▶ Stated problem
Quote all of the data exactly as given. Skip every picture it contains.

================

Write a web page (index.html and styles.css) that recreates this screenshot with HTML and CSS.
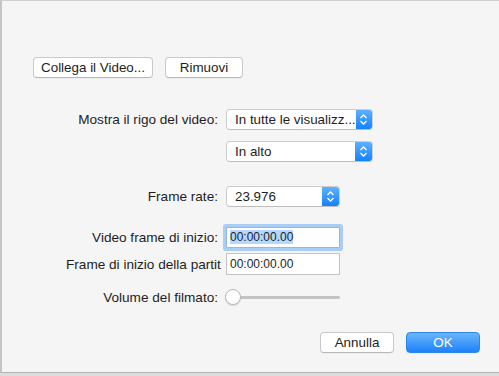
FILE: index.html
```html
<!DOCTYPE html>
<html lang="it">
<head>
    <meta charset="UTF-8">
    <title>Video</title>
    <link rel="stylesheet" href="styles.css">
</head>
<body>
    <div class="window">
        <div class="top-buttons">
            <button class="btn">Collega il Video...</button>
            <button class="btn">Rimuovi</button>
        </div>

        <div class="form">
            <div class="row row-show">
                <span class="label">Mostra il rigo del video:</span>
                <div class="popup popup-wide">
                    <span class="popup-text">In tutte le visualizz...</span>
                    <span class="popup-arrows">
                        <svg width="9" height="13" viewBox="0 0 9 13"><path d="M1.5 5 L4.5 2 L7.5 5 M1.5 8 L4.5 11 L7.5 8" fill="none" stroke="#fff" stroke-width="1.3"/></svg>
                    </span>
                </div>
            </div>

            <div class="row row-pos">
                <span class="label"></span>
                <div class="popup popup-wide">
                    <span class="popup-text">In alto</span>
                    <span class="popup-arrows">
                        <svg width="9" height="13" viewBox="0 0 9 13"><path d="M1.5 5 L4.5 2 L7.5 5 M1.5 8 L4.5 11 L7.5 8" fill="none" stroke="#fff" stroke-width="1.3"/></svg>
                    </span>
                </div>
            </div>

            <div class="row row-rate">
                <span class="label">Frame rate:</span>
                <div class="popup popup-narrow">
                    <span class="popup-text">23.976</span>
                    <span class="popup-arrows">
                        <svg width="9" height="13" viewBox="0 0 9 13"><path d="M1.5 5 L4.5 2 L7.5 5 M1.5 8 L4.5 11 L7.5 8" fill="none" stroke="#fff" stroke-width="1.3"/></svg>
                    </span>
                </div>
            </div>

            <div class="row row-start">
                <span class="label">Video frame di inizio:</span>
                <div class="field focused"><span class="selected">00:00:00.00</span></div>
            </div>

            <div class="row row-score">
                <span class="label">Frame di inizio della partit</span>
                <div class="field">00:00:00.00</div>
            </div>

            <div class="row row-volume">
                <span class="label">Volume del filmato:</span>
                <div class="slider">
                    <div class="knob"></div>
                    <div class="track"></div>
                </div>
            </div>
        </div>

        <div class="bottom-buttons">
            <button class="btn">Annulla</button>
            <button class="btn btn-ok">OK</button>
        </div>
    </div>
</body>
</html>
```

FILE: styles.css
```css
*, *::before, *::after{
    margin: 0;
    padding: 0;
    box-sizing: border-box;
}

body{
    background-color: #dcdcdc;
    font-family: "Liberation Sans", Arial, sans-serif;
    font-size: 13px;
    color: #1e1e1e;
}

.window{
    width: 499px;
    height: 373px;
    background-color: #f5f5f5;
    border-top: 1px solid #cfcfcf;
    border-left: 2px solid #c4c4c4;
    border-bottom: 1px solid #b4b4b4;
    padding: 56px 0 0 31px;
}

.btn{
    font-family: inherit;
    font-size: 13.4px;
    color: #1e1e1e;
    height: 21px;
    background-color: #fff;
    border: 1px solid #c9c9c9;
    border-bottom-color: #b9b9b9;
    border-radius: 4px;
    box-shadow: 0 1px 0 rgba(0,0,0,0.03);
}

.top-buttons{
    display: flex;
    gap: 12px;
}
.top-buttons .btn:first-child{
    width: 120px;
}
.top-buttons .btn:last-child{
    width: 78px;
}

.form{
    margin-top: 31px;
    margin-left: 33px;
}

.row{
    display: flex;
    align-items: center;
    gap: 8px;
}
.label{
    width: 152px;
    font-size: 13.6px;
    text-align: right;
    white-space: nowrap;
}

.row-pos{ margin-top: 11px; }
.row-rate{ margin-top: 24px; }
.row-start{ margin-top: 20px; }
.row-score{ margin-top: 5px; }
.row-volume{ margin-top: 13px; }

.popup{
    height: 21px;
    display: flex;
    background-color: #fff;
    border: 1px solid #cdcdcd;
    border-bottom-color: #bdbdbd;
    border-radius: 4px;
    overflow: hidden;
}
.popup-wide{ width: 147px; }
.popup-narrow{ width: 114px; }
.popup-text{
    flex: 1;
    padding-left: 8px;
    line-height: 19px;
    font-size: 13.4px;
    white-space: nowrap;
}
.popup-arrows{
    width: 17px;
    display: flex;
    align-items: center;
    justify-content: center;
    background: linear-gradient(#5fb0fd, #1581fb);
}

.field{
    width: 114px;
    height: 22px;
    background-color: #fff;
    border: 1px solid #c3c3c3;
    padding-left: 3px;
    line-height: 20px;
    font-size: 12px;
}
.focused{
    height: 21px;
    line-height: 19px;
    border-color: #8eb8ea;
    box-shadow: 0 0 0 3px #a9cdf5;
    border-radius: 1px;
}
.selected{
    background-color: #b3d7ff;
}

.slider{
    position: relative;
    width: 114px;
    height: 18px;
    display: flex;
    align-items: center;
}
.track{
    width: 114px;
    height: 3px;
    border-radius: 2px;
    background-color: #c3c3c3;
}
.knob{
    position: absolute;
    left: -1px;
    top: 1px;
    width: 16px;
    height: 16px;
    border-radius: 50%;
    background-color: #fff;
    border: 1px solid #b9b9b9;
    box-shadow: 0 1px 1px rgba(0,0,0,0.12);
}

.bottom-buttons{
    display: flex;
    justify-content: flex-end;
    gap: 12px;
    margin-top: 26px;
    margin-right: 19px;
}
.bottom-buttons .btn{
    width: 74px;
}
.btn-ok{
    color: #fff;
    background: linear-gradient(#6ab5fb, #1d83f9);
    border-color: #2d86f0;
}
```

================

▶ Written reply
Write a web page (index.html and styles.css) that recreates this screenshot with HTML and CSS.
FILE: index.html
```html
<!DOCTYPE html>
<html lang="it">
<head>
    <meta charset="UTF-8">
    <title>Video</title>
    <link rel="stylesheet" href="styles.css">
</head>
<body>
    <div class="window">
        <div class="top-buttons">
            <button class="btn">Collega il Video...</button>
            <button class="btn">Rimuovi</button>
        </div>

        <div class="form">
            <div class="row row-show">
                <span class="label">Mostra il rigo del video:</span>
                <div class="popup popup-wide">
                    <span class="popup-text">In tutte le visualizz...</span>
                    <span class="popup-arrows">
                        <svg width="9" height="13" viewBox="0 0 9 13"><path d="M1.5 5 L4.5 2 L7.5 5 M1.5 8 L4.5 11 L7.5 8" fill="none" stroke="#fff" stroke-width="1.3"/></svg>
                    </span>
                </div>
            </div>

            <div class="row row-pos">
                <span class="label"></span>
                <div class="popup popup-wide">
                    <span class="popup-text">In alto</span>
                    <span class="popup-arrows">
                        <svg width="9" height="13" viewBox="0 0 9 13"><path d="M1.5 5 L4.5 2 L7.5 5 M1.5 8 L4.5 11 L7.5 8" fill="none" stroke="#fff" stroke-width="1.3"/></svg>
                    </span>
                </div>
            </div>

            <div class="row row-rate">
                <span class="label">Frame rate:</span>
                <div class="popup popup-narrow">
                    <span class="popup-text">23.976</span>
                    <span class="popup-arrows">
                        <svg width="9" height="13" viewBox="0 0 9 13"><path d="M1.5 5 L4.5 2 L7.5 5 M1.5 8 L4.5 11 L7.5 8" fill="none" stroke="#fff" stroke-width="1.3"/></svg>
                    </span>
                </div>
            </div>

            <div class="row row-start">
                <span class="label">Video frame di inizio:</span>
                <div class="field focused"><span class="selected">00:00:00.00</span></div>
            </div>

            <div class="row row-score">
                <span class="label">Frame di inizio della partit</span>
                <div class="field">00:00:00.00</div>
            </div>

            <div class="row row-volume">
                <span class="label">Volume del filmato:</span>
                <div class="slider">
                    <div class="knob"></div>
                    <div class="track"></div>
                </div>
            </div>
        </div>

        <div class="bottom-buttons">
            <button class="btn">Annulla</button>
            <button class="btn btn-ok">OK</button>
        </div>
    </div>
</body>
</html>
```

FILE: styles.css
```css
*, *::before, *::after{
    margin: 0;
    padding: 0;
    box-sizing: border-box;
}

body{
    background-color: #dcdcdc;
    font-family: "Liberation Sans", Arial, sans-serif;
    font-size: 13px;
    color: #1e1e1e;
}

.window{
    width: 499px;
    height: 373px;
    background-color: #f5f5f5;
    border-top: 1px solid #cfcfcf;
    border-left: 2px solid #c4c4c4;
    border-bottom: 1px solid #b4b4b4;
    padding: 56px 0 0 31px;
}

.btn{
    font-family: inherit;
    font-size: 13.4px;
    color: #1e1e1e;
    height: 21px;
    background-color: #fff;
    border: 1px solid #c9c9c9;
    border-bottom-color: #b9b9b9;
    border-radius: 4px;
    box-shadow: 0 1px 0 rgba(0,0,0,0.03);
}

.top-buttons{
    display: flex;
    gap: 12px;
}
.top-buttons .btn:first-child{
    width: 120px;
}
.top-buttons .btn:last-child{
    width: 78px;
}

.form{
    margin-top: 31px;
    margin-left: 33px;
}

.row{
    display: flex;
    align-items: center;
    gap: 8px;
}
.label{
    width: 152px;
    font-size: 13.6px;
    text-align: right;
    white-space: nowrap;
}

.row-pos{ margin-top: 11px; }
.row-rate{ margin-top: 24px; }
.row-start{ margin-top: 20px; }
.row-score{ margin-top: 5px; }
.row-volume{ margin-top: 13px; }

.popup{
    height: 21px;
    display: flex;
    background-color: #fff;
    border: 1px solid #cdcdcd;
    border-bottom-color: #bdbdbd;
    border-radius: 4px;
    overflow: hidden;
}
.popup-wide{ width: 147px; }
.popup-narrow{ width: 114px; }
.popup-text{
    flex: 1;
    padding-left: 8px;
    line-height: 19px;
    font-size: 13.4px;
    white-space: nowrap;
}
.popup-arrows{
    width: 17px;
    display: flex;
    align-items: center;
    justify-content: center;
    background: linear-gradient(#5fb0fd, #1581fb);
}

.field{
    width: 114px;
    height: 22px;
    background-color: #fff;
    border: 1px solid #c3c3c3;
    padding-left: 3px;
    line-height: 20px;
    font-size: 12px;
}
.focused{
    height: 21px;
    line-height: 19px;
    border-color: #8eb8ea;
    box-shadow: 0 0 0 3px #a9cdf5;
    border-radius: 1px;
}
.selected{
    background-color: #b3d7ff;
}

.slider{
    position: relative;
    width: 114px;
    height: 18px;
    display: flex;
    align-items: center;
}
.track{
    width: 114px;
    height: 3px;
    border-radius: 2px;
    background-color: #c3c3c3;
}
.knob{
    position: absolute;
    left: -1px;
    top: 1px;
    width: 16px;
    height: 16px;
    border-radius: 50%;
    background-color: #fff;
    border: 1px solid #b9b9b9;
    box-shadow: 0 1px 1px rgba(0,0,0,0.12);
}

.bottom-buttons{
    display: flex;
    justify-content: flex-end;
    gap: 12px;
    margin-top: 26px;
    margin-right: 19px;
}
.bottom-buttons .btn{
    width: 74px;
}
.btn-ok{
    color: #fff;
    background: linear-gradient(#6ab5fb, #1d83f9);
    border-color: #2d86f0;
}
```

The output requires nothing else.